基于微结构调控的宽波长连续可调单相荧光材料研究

This project aims to explore the realization of single-phase phosphor with continuous tunable luminescent emission in wide wavelength, and to solve the basic issues involved in the emission tunable phosphor. The project takes the phosphate and silicate materials with apatite structure as the research objects.
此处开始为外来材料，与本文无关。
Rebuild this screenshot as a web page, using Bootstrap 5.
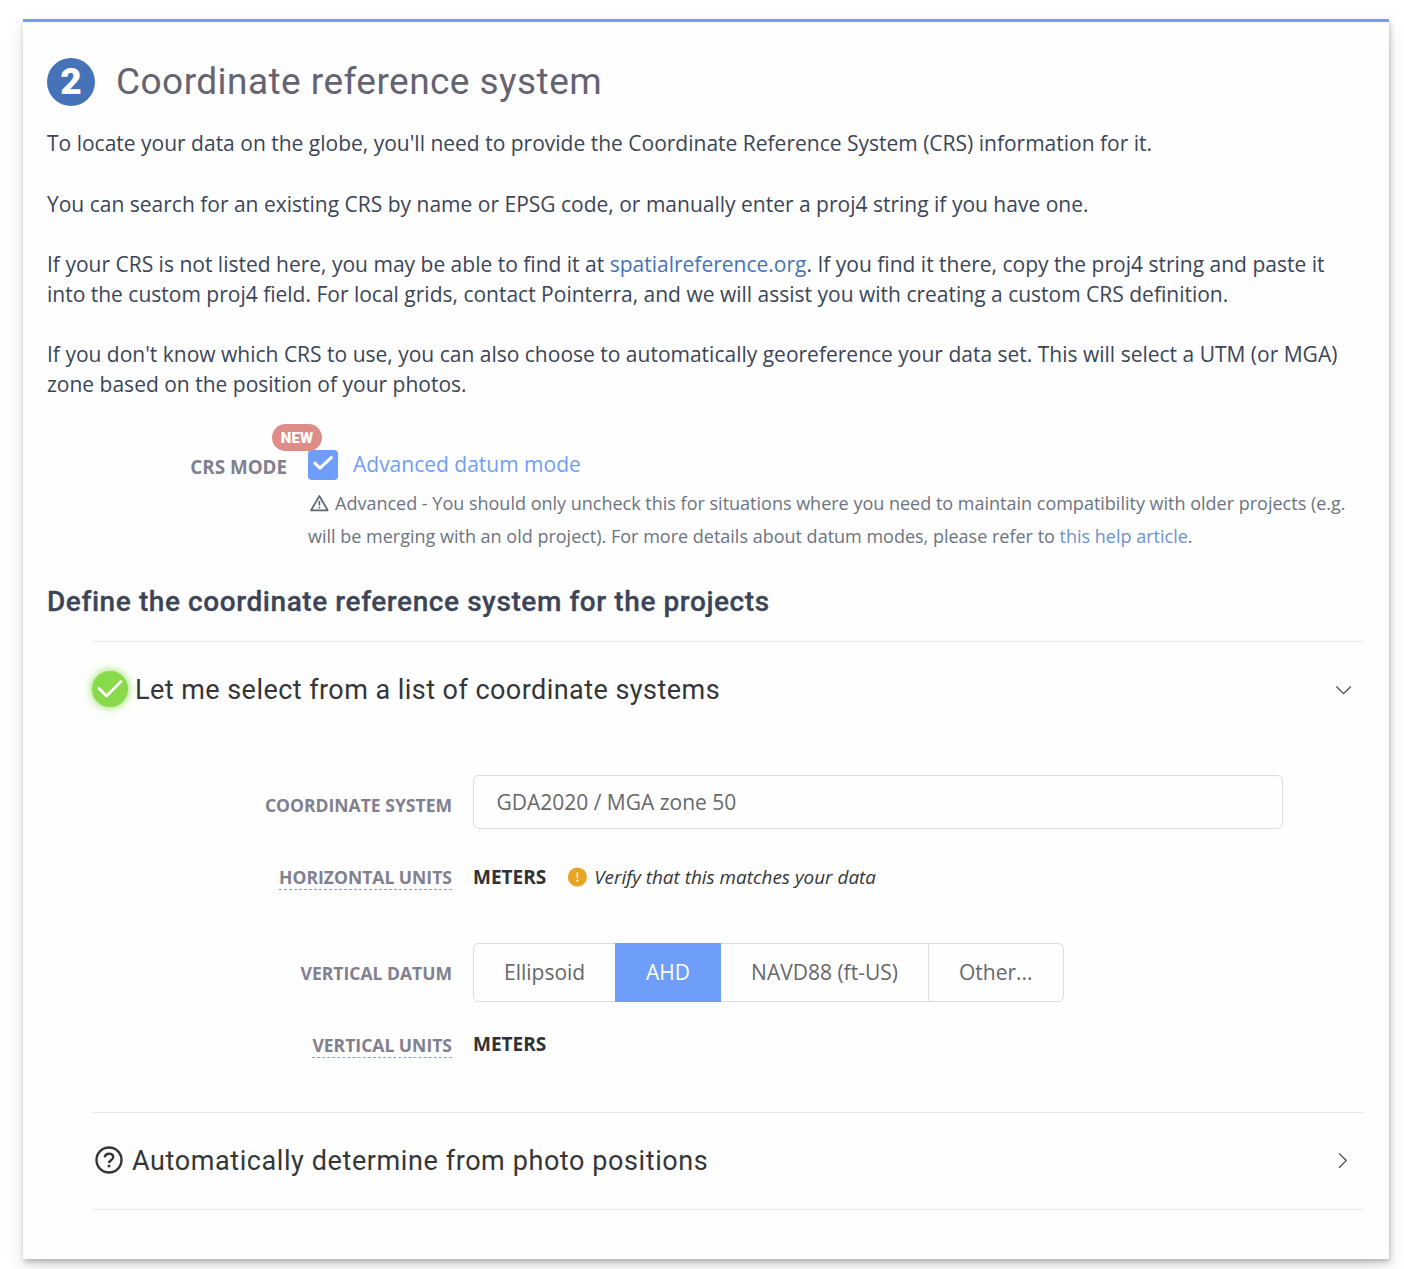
<!DOCTYPE html>
<html lang="en">
<head>
<meta charset="utf-8">
<meta name="viewport" content="width=device-width, initial-scale=1">
<title>Coordinate reference system</title>
<link href="https://cdn.jsdelivr.net/npm/bootstrap@5.3.0/dist/css/bootstrap.min.css" rel="stylesheet">
<style>
body{font-family:"Open Sans","Noto Sans",sans-serif;font-size:21px;color:#3b4557;background:#fff;height:1269px;padding:19px 15px 0 23px;overflow:hidden}
.step-card{height:1240px;background:#fefefe;border:0;border-top:3px solid #6e9ef9;border-radius:0;padding:36px 24px 0;box-shadow:1px 3px 5px rgba(0,0,0,.22),0 8px 18px rgba(0,0,0,.12)}
.head-font{font-family:Roboto,Inter,sans-serif}
.step-number{width:48px;height:48px;background:#4673b8;color:#fff;font-weight:900;font-size:37px;line-height:48px;margin-right:21px}
.step-title{font-size:37px;line-height:48px;color:#646372;letter-spacing:.45px}
.intro{margin-top:23px}
.intro p{line-height:29.5px;margin:0 0 31.1px;white-space:nowrap}
a{color:#4673b8;text-decoration:none}
.mode-row{margin-top:-4px}
.mode-label{width:240px;font-size:18.8px;font-weight:700;color:#80808f;padding-top:4px;line-height:26px}
.field-label{width:360px;font-size:17.55px;font-weight:700;color:#80808f;line-height:24px;margin-right:21px;padding-top:1px}
.new-pill{left:-36px;top:-26px;width:50px;height:27px;border-radius:14px;background:#dd8c87;color:#fff;font-size:15px;font-weight:900;line-height:28px;letter-spacing:.2px}
.mode-body{margin-left:21px}
.tick-box{width:30px;height:30px;border-radius:4px;background:#6e9ef9}
.mode-name{font-size:21px;color:#6e9ef9;line-height:29px;margin-left:15px}
.help-note{font-size:18px;line-height:33px;color:#6b7481;margin-top:7px}
.help-note a{color:#6e92d1}
.help-note svg{margin:-5px 6px 0 1px}
.sub-title{font-size:28px;font-weight:500;line-height:34px;margin:32px 0 0;letter-spacing:.58px;-webkit-text-stroke:.3px #3b4557}
.choices{margin:22px 1px 0 45px;border-top:1px solid #e9e9ec}
.choice-head{font-size:27px;color:#343638;height:96px}
.choice-item{border-bottom:1px solid #e9e9ec}
.choice-open{height:471px}
.choice-closed{height:97px}
.good{width:36px;height:36px;background:#89da4b;box-shadow:0 0 10px #89da4b;margin-right:7px;margin-top:-2px}
.list-text{letter-spacing:.45px}
.auto-text{letter-spacing:.59px}
.form-fields{padding-top:37px}
.field-line{height:40px}
.dotted{border-bottom:1px dashed #8f9fbd}
.system-label{padding-top:6px}
.horizontal-label{padding-top:0;padding-bottom:1px}
.system-input{width:810px;height:54px;border:1px solid #dadce0;border-radius:6px;color:#67686b;font-size:21px;padding:0 22.4px;background:#fefefe;box-shadow:none}
.unit-value{font-size:19px;font-weight:700;color:#303235}
.verify{font-size:18.9px;color:#343638}
.datum-group .btn{height:59px;line-height:57px;border-color:#dadce0;color:#67686b;font-size:21px;border-radius:6px;padding:0 30px}
.datum-group .btn:first-child{padding-right:29.5px}
.datum-group .btn.active{background:#6e9ef9;border-color:#6e9ef9;color:#fff;padding:0 30.2px}
</style>
</head>
<body>
<main class="card step-card">
  <header class="d-flex align-items-center head-font">
    <div class="step-number rounded-circle text-center">2</div>
    <h1 class="step-title fw-normal m-0">Coordinate reference system</h1>
  </header>
  <section class="intro">
    <p>To locate your data on the globe, you'll need to provide the Coordinate Reference System (CRS) information for it.</p>
    <p>You can search for an existing CRS by name or EPSG code, or manually enter a proj4 string if you have one.</p>
    <p>If your CRS is not listed here, you may be able to find it at <a href="#">spatialreference.org</a>. If you find it there, copy the proj4 string and paste it<br>into the custom proj4 field. For local grids, contact Pointerra, and we will assist you with creating a custom CRS definition.</p>
    <p>If you don't know which CRS to use, you can also choose to automatically georeference your data set. This will select a UTM (or MGA)<br>zone based on the position of your photos.</p>
  </section>
  <section class="mode-row d-flex pt-4">
    <div class="mode-label text-end">CRS MODE</div>
    <div class="mode-body position-relative">
      <span class="new-pill position-absolute text-center head-font">NEW</span>
      <label class="d-flex">
        <span class="tick-box"><svg class="d-block" width="30" height="30" viewBox="0 0 30 30" fill="none" stroke="#fff" stroke-width="3" stroke-linecap="round" stroke-linejoin="round"><path d="M6.8 13.2l5.2 5L23.3 7.6"/></svg></span>
        <span class="mode-name">Advanced datum mode</span>
      </label>
      <div class="help-note text-nowrap"><svg width="20" height="18" viewBox="0 0 20 18" fill="none" stroke="#5c6673" stroke-width="1.7" stroke-linejoin="round"><path d="M10.4 2L18.7 16.3H2.1z"/><path d="M10.4 7v4.6M10.4 12.8v1.8"/></svg>Advanced - You should only uncheck this for situations where you need to maintain compatibility with older projects (e.g.<br>will be merging with an old project). For more details about datum modes, please refer to <a href="#">this help article</a>.</div>
    </div>
  </section>
  <h2 class="sub-title head-font">Define the coordinate reference system for the projects</h2>
  <section class="choices">
    <div class="choice-item choice-open">
      <div class="choice-head head-font d-flex align-items-center">
        <span class="good rounded-circle"><svg class="d-block" width="36" height="36" viewBox="0 0 36 36" fill="none" stroke="#fff" stroke-width="2.8" stroke-linecap="round" stroke-linejoin="round"><path d="M7 17.5l7.5 7.5L29 10.5"/></svg></span>
        <span class="list-text">Let me select from a list of coordinate systems</span>
        <svg class="ms-auto me-2" width="26" height="26" viewBox="0 0 26 26" fill="none" stroke="#4a4b4e" stroke-width="1.3"><path d="M6.4 9.5l7.2 7.2 7.2-7.2"/></svg>
      </div>
      <div class="form-fields">
        <div class="d-flex align-items-center">
          <label class="field-label system-label text-end" for="system">COORDINATE SYSTEM</label>
          <input id="system" class="form-control system-input" value="GDA2020 / MGA zone 50">
        </div>
        <div class="field-line d-flex align-items-center" style="margin-top:28px">
          <div class="field-label horizontal-label text-end"><span class="dotted">HORIZONTAL UNITS</span></div>
          <span class="unit-value">METERS</span>
          <svg style="margin:0 7px 0 21px" width="20" height="20" viewBox="0 0 20 20"><circle cx="10.4" cy="10" r="9.6" fill="#e6a524"/><path d="M10.4 5.3v6" stroke="#fff" stroke-width="1.5"/><circle cx="10.4" cy="13.8" r="1" fill="#fff"/></svg>
          <em class="verify">Verify that this matches your data</em>
        </div>
        <div class="d-flex align-items-center" style="margin-top:46px">
          <div class="field-label text-end">VERTICAL DATUM</div>
          <div class="btn-group datum-group">
            <button type="button" class="btn">Ellipsoid</button>
            <button type="button" class="btn active">AHD</button>
            <button type="button" class="btn">NAVD88 (ft-US)</button>
            <button type="button" class="btn">Other...</button>
          </div>
        </div>
        <div class="field-line d-flex align-items-center" style="margin-top:22px">
          <div class="field-label text-end"><span class="dotted">VERTICAL UNITS</span></div>
          <span class="unit-value">METERS</span>
        </div>
      </div>
    </div>
    <div class="choice-item choice-closed choice-head head-font d-flex align-items-center">
      <svg style="margin:-3px 9px 0 3px" width="28" height="28" viewBox="0 0 28 28" fill="none" stroke="#343638" stroke-width="2.4"><circle cx="14" cy="14" r="12.5"/><path d="M9.8 11.4c.2-2.3 1.9-3.7 4.3-3.7s4.1 1.3 4.1 3.4c0 1.6-.8 2.4-2.3 3.3-1.4.8-1.8 1.3-1.8 2.6"/><path d="M14 18.7v2.6" stroke-width="2.6"/></svg>
      <span class="auto-text">Automatically determine from photo positions</span>
      <svg class="ms-auto me-2" width="26" height="26" viewBox="0 0 26 26" fill="none" stroke="#4a4b4e" stroke-width="1.3"><path d="M9 5.4l7.2 7.2L9 19.8"/></svg>
    </div>
  </section>
</main>
<script src="https://cdn.jsdelivr.net/npm/bootstrap@5.3.0/dist/js/bootstrap.bundle.min.js"></script>
</body>
</html>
With thier high symmetry and relatively complex chemical composition, the crystal structure regulation based on isomorphism substitution is the entry point of this study. By combination substituting with inorganic coordination polyhedron and corresponding cation and anion, regulate the crystal structure of apatite and emission wavelength position, to realize the optimal design of the component of continuously tunable single-phase phosphor with wide wavelength. the composition and structure of the new phase are determined by the techniques of crystal growth, single crystal structure analysis and Rietveld structure refinement. The effects of the coordination polyhedrons, the type of cation and anion, charge, size and degree of lattice distortion on crystal structure stability and the corresponding phase forming law were analyzed. Further reveal the relationship and their intrinsic mechanism between the matrix composition, structure, crystal field environment and luminescent properties of Eu2+, Ce3+ and other rare earth ion-doped fluorescent materials. To realize regulation of emission wavelength of rare earth ions, and optimization of luminous efficiency, chemical and thermal stability, and to obtain high efficiency and wide wavelength continuous tunable single-phase phosphor, and packaging to achieve white LED with high luminous efficacy and tunable color rendering index.

本项目以探索实现发射宽波长连续可调单相荧光粉为研究目标，以解决荧光粉发射可调谐所涉及的基础问题为研究内容，以磷灰石结构磷酸盐、硅酸盐材料为研究对象，利用其对称性较高而化学组成相对复杂，基于同构取代的晶体结构调控为切入点，利用无机配位多面体和相应的阳、阴离子组合替换，调控磷灰石晶体结构和发射波长，实现宽波长连续可调单相荧光粉组分最优设计；通过晶体生长、单晶结构解析和Rietveld结构精修等技术确定新物相的成分与结构组成，分析结构中配位多面体及阳、阴离子的类型、电荷、尺寸以及晶格扭曲程度等对晶体结构稳定性的影响和相应成相规律，揭示Eu2+、Ce3+等稀土离子掺杂荧光材料的基质组成、结构、晶体场环境与发光性能的相互关系及内在作用机理，实现对稀土离子发射波长的调控、优化及发光效率和化学、热稳定性的提高，获得高效宽波长连续可调单相荧光粉；将获得的荧光材料封装，获得高光效和显色指数可调的白光LED。

白光LED具有效率高、体积小、寿命长、节能环保等诸多优点，已渐渐成为照明市场的主流产品。目前，利用蓝光芯片与YAG:Ce黄色荧光粉组合获得白光LED的方案较为成熟，然而，由于YAG:Ce黄色荧光粉中缺少绿光与红光成分，导致显色指数偏低、色温偏高。为了解决上述问题，利用紫光或近紫外光(350-410nm)芯片激发三基色荧光粉实现白光LED是一种有效的解决方案。.本项目旨在开发适用于近紫外光LED激发的三基色荧光粉，通过对基质材料进行微结构调控，实现了单相荧光粉发射宽波长连续可调，主要研究内容如下：.（1）通过磷灰石型结构发光基质化合物中的无机多面体模块结构调控，改变基质材料晶体结构，改善激活离子发光环境，利用基质晶格的影响，调整发射波长位置，优化发光性能，实现了宽波长连续可调单相荧光粉的组分最优设计；.（2）通过研究基质晶体微结构变化和所掺入的各种不同离子半径及电负性的具体关系，以及晶体微结构的变化对激活离子荧光发射作用机理，实现了对晶体微结构的调节和发射光谱峰值的调控，明晰了基质材料微结构调整对荧光粉光谱调控的机理；.（3）通过研究原料的纯度、粒度、形貌、混料工艺、焙烧气氛、助熔剂种类、焙烧温度等对所设计荧光粉形貌和粒径等物理性质的影响规律，优化制备工艺，提高了荧光粉发光效率和热稳定性能，获得了具有高效率宽波长连续可调单相荧光粉，尤其是发射能从黄光到红光可调的单相荧光粉；.（4）将获得兼有颗粒形貌好、分布均匀、热稳定性能好、化学稳定性能好、发光效率高的宽波长连续可调荧光粉封装成白光LED器件，获得光效达到100lm/W以上，最高显色指数为94.9，实现了显色指数和色温连续可调。.本项目研究可为白光LED用宽波长连续可调单相荧光粉的研发与应用提供理论与技术支持。